[TASK DETAILS]
Every entry below should be transcribed exactly; pictures stay out of the copy.

[MATERIAL PROVIDED]
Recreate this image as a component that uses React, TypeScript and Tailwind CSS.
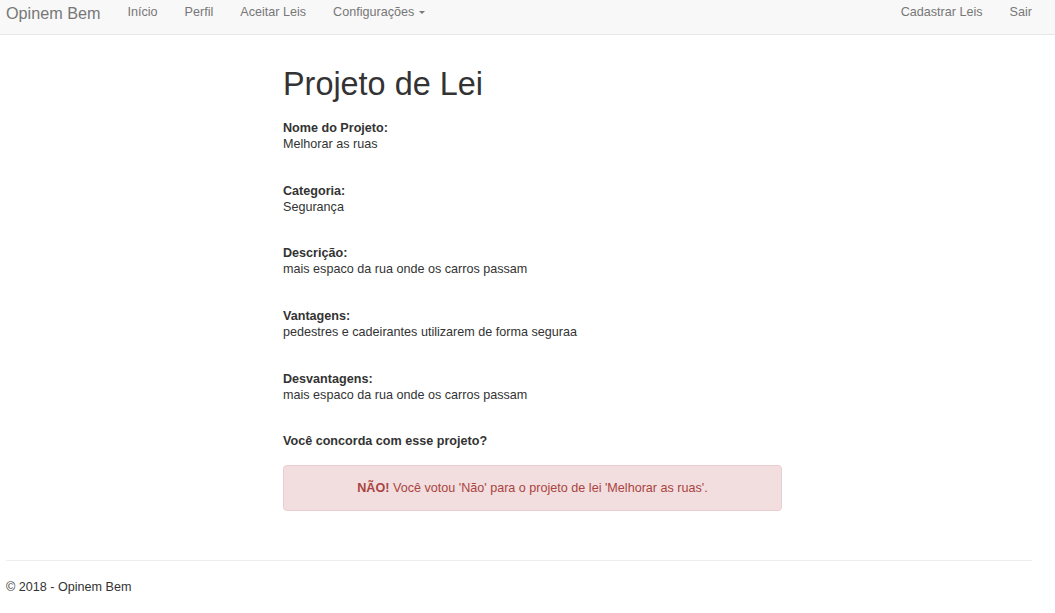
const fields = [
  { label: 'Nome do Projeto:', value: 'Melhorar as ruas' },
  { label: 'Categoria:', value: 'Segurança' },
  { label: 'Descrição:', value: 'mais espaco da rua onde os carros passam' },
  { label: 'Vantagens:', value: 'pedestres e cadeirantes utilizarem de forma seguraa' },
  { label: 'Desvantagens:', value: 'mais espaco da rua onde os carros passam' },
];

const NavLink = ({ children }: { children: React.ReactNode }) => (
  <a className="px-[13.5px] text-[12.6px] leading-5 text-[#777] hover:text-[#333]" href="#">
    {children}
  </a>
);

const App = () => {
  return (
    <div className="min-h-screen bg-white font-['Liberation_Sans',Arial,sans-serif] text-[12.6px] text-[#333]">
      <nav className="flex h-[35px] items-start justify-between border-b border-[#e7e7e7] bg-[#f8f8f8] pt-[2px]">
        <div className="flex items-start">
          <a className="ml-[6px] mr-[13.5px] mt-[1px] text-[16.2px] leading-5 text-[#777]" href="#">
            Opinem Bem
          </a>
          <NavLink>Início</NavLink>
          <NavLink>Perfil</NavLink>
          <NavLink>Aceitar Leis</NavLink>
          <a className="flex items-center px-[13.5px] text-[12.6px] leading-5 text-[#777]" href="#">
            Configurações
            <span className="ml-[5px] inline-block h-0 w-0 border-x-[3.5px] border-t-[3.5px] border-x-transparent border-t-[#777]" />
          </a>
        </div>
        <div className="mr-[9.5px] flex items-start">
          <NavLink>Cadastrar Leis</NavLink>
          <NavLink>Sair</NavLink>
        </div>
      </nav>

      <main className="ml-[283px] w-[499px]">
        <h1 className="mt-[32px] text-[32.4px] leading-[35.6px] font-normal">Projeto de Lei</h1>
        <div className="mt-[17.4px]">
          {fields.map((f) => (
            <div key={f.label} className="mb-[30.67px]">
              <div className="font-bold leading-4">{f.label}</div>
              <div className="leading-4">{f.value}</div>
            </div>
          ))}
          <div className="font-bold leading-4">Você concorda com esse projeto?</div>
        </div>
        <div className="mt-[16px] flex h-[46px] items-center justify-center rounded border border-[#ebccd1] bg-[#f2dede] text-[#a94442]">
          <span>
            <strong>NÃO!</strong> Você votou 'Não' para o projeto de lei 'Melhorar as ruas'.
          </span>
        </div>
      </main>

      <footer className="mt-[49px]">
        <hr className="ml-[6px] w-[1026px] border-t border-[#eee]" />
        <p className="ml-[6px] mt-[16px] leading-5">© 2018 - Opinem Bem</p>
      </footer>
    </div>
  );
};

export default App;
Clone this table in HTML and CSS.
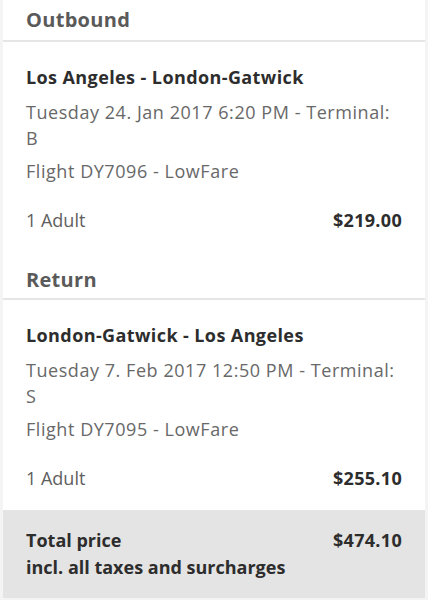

[THE COMPLETED TASK]
Recreate this image as a component that uses React, TypeScript and Tailwind CSS.
const fields = [
  { label: 'Nome do Projeto:', value: 'Melhorar as ruas' },
  { label: 'Categoria:', value: 'Segurança' },
  { label: 'Descrição:', value: 'mais espaco da rua onde os carros passam' },
  { label: 'Vantagens:', value: 'pedestres e cadeirantes utilizarem de forma seguraa' },
  { label: 'Desvantagens:', value: 'mais espaco da rua onde os carros passam' },
];

const NavLink = ({ children }: { children: React.ReactNode }) => (
  <a className="px-[13.5px] text-[12.6px] leading-5 text-[#777] hover:text-[#333]" href="#">
    {children}
  </a>
);

const App = () => {
  return (
    <div className="min-h-screen bg-white font-['Liberation_Sans',Arial,sans-serif] text-[12.6px] text-[#333]">
      <nav className="flex h-[35px] items-start justify-between border-b border-[#e7e7e7] bg-[#f8f8f8] pt-[2px]">
        <div className="flex items-start">
          <a className="ml-[6px] mr-[13.5px] mt-[1px] text-[16.2px] leading-5 text-[#777]" href="#">
            Opinem Bem
          </a>
          <NavLink>Início</NavLink>
          <NavLink>Perfil</NavLink>
          <NavLink>Aceitar Leis</NavLink>
          <a className="flex items-center px-[13.5px] text-[12.6px] leading-5 text-[#777]" href="#">
            Configurações
            <span className="ml-[5px] inline-block h-0 w-0 border-x-[3.5px] border-t-[3.5px] border-x-transparent border-t-[#777]" />
          </a>
        </div>
        <div className="mr-[9.5px] flex items-start">
          <NavLink>Cadastrar Leis</NavLink>
          <NavLink>Sair</NavLink>
        </div>
      </nav>

      <main className="ml-[283px] w-[499px]">
        <h1 className="mt-[32px] text-[32.4px] leading-[35.6px] font-normal">Projeto de Lei</h1>
        <div className="mt-[17.4px]">
          {fields.map((f) => (
            <div key={f.label} className="mb-[30.67px]">
              <div className="font-bold leading-4">{f.label}</div>
              <div className="leading-4">{f.value}</div>
            </div>
          ))}
          <div className="font-bold leading-4">Você concorda com esse projeto?</div>
        </div>
        <div className="mt-[16px] flex h-[46px] items-center justify-center rounded border border-[#ebccd1] bg-[#f2dede] text-[#a94442]">
          <span>
            <strong>NÃO!</strong> Você votou 'Não' para o projeto de lei 'Melhorar as ruas'.
          </span>
        </div>
      </main>

      <footer className="mt-[49px]">
        <hr className="ml-[6px] w-[1026px] border-t border-[#eee]" />
        <p className="ml-[6px] mt-[16px] leading-5">© 2018 - Opinem Bem</p>
      </footer>
    </div>
  );
};

export default App;
Clone this table in HTML and CSS.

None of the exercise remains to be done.